Era un vuelo
de tres horas desde Barcelona. Los malabares económicos de la escapada me
habían obligado a hacer noche en el aeropuerto, una experiencia que tiendes a
minimizar con el tiempo pero que, cuando toca, te hace valorar todas las
comodidades diarias y entras en el mismo trance que atrapa a Tom Hanks en Náufrago, apagando y encendiendo la luz
al final de la peli, como bendiciendo los detalles a los que no solemos dar
importancia.
Porque las noches
en el aeropuerto son frías aunque sea agosto. El suelo se hiela y los cafés están
a precio de tinta de impresora. Las horas transcurren entre cabezadas y libros,
tratando de esquivar al tipo que habla solo y no deja de entrar y salir del
baño, entre portazos y murmullos que me alegro de no entender.
Pasadas las
horas y superados todos los controles, llego al avión y me cunde el pánico. No
es aerofobia, son los niños que rodean mi asiento. Tengo una niña delante,
apenada por no tener ventanilla y cuya decepción comparto (catástrofes del
primer mundo), y una parejita de hermanos justo detrás. Cuando parecía que el
escenario no podía volverse más agorero, una madre con un bebé de meses hace
aparición. Todos listos y en sus puestos, preparados para interpretar un papel
que sorprenda por su civismo o que perpetúe el estereotipo que todos tenemos en
mente.
Todavía no
hemos despegado y los hermanos situados en el asiento trasero vociferan sus
pensamientos con un prodigio de gargantas. Lo entiendo, son niños y es la
emoción del vuelo, tal vez sea su primera vez. La niña de delante, en cambio,
pese a la decepción de quedarse sin vistas, aguanta estoica, arropada por unos
padres que hablan entre susurros, predicando con el ejemplo. El bebé duerme en
silencio y yo me preparo para hacer lo mismo, en la medida que el minúsculo
espacio del que dispongo me permita contorsionarme.
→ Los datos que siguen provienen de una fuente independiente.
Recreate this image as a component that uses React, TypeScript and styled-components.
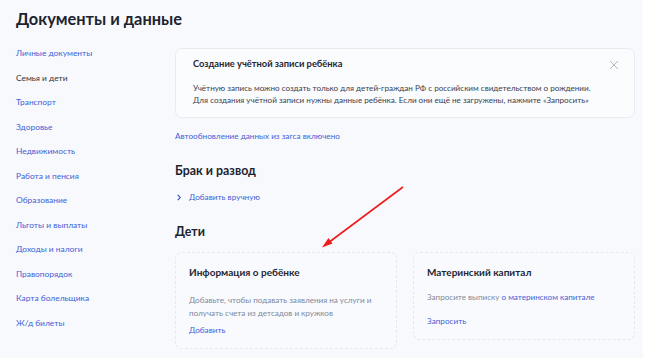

Aspirando a que la noche en
vela que llevo encima, haga el resto.
Cierro los
ojos y todo se sacude. No son turbulencias, es la primera patada de la que será
una lluvia; una tormenta de tormento. Intermitentes y coordinadas a la
perfección con la esperanzada caída de párpados. Los hermanos patean y dejan
caer con furia la bandeja que respalda los asientos. Están poseídos y no por el
demonio, ni por cualquier otro espíritu malévolo. Actúan así como consecuencia
del desentendimiento de sus padres.
Me retuerzo
en mi asiento descontando mentalmente los minutos hasta mi libertad. Estoy
atrapada y desconcertada por verme obligada a clamar respeto. En ese momento,
mi anónima compañera de vuelo se me adelanta y avisa al padre, que se limita a
mantener su papel de ausente. Como queriendo vengarse de la vida imponiendo sus
malas decisiones al resto de viajeros.
Los demás
niños del avión son la compensación cósmica ante tanta injusticia. Cuando
aterrizamos, me entran ganas de abrazar a sus padres para darles las gracias
por una labor tan buena y felicitar a los pequeños, animándoles a seguir así; lo
que sea que me distraiga de fulminar a la otra familia con la mirada (o cometer
actos mayores). Éstos ya ocupan el pasillo, por cierto. En cuanto se encendió
la luz que indicaba que podíamos desabrocharnos los cinturones, el padre pareció
recordar −súbitamente− que tenía descendencia y arrastró a sus hijos a ocupar
el lugar de salida. Tenían que ser los primeros, ansiosos por seguir
repartiendo el incordio.
Acaparan todo
el espacio y entonces, no sé si producto de la ironía o a modo de golpe
maestro, el padre clama: Ay qué alivio.
Resoplando un aire de los que generan viento. Yo me quedo atónita. Vuelvo a
mirar a la niña de delante que sigue sentada por recomendación de sus padres.
La niña que no montó escándalo alguno pero a la que no le tocó ventanilla. Qué
descompensada es la vida, pensé, y me compadecí de los turistas que
compartirían hotel con la familia del infierno.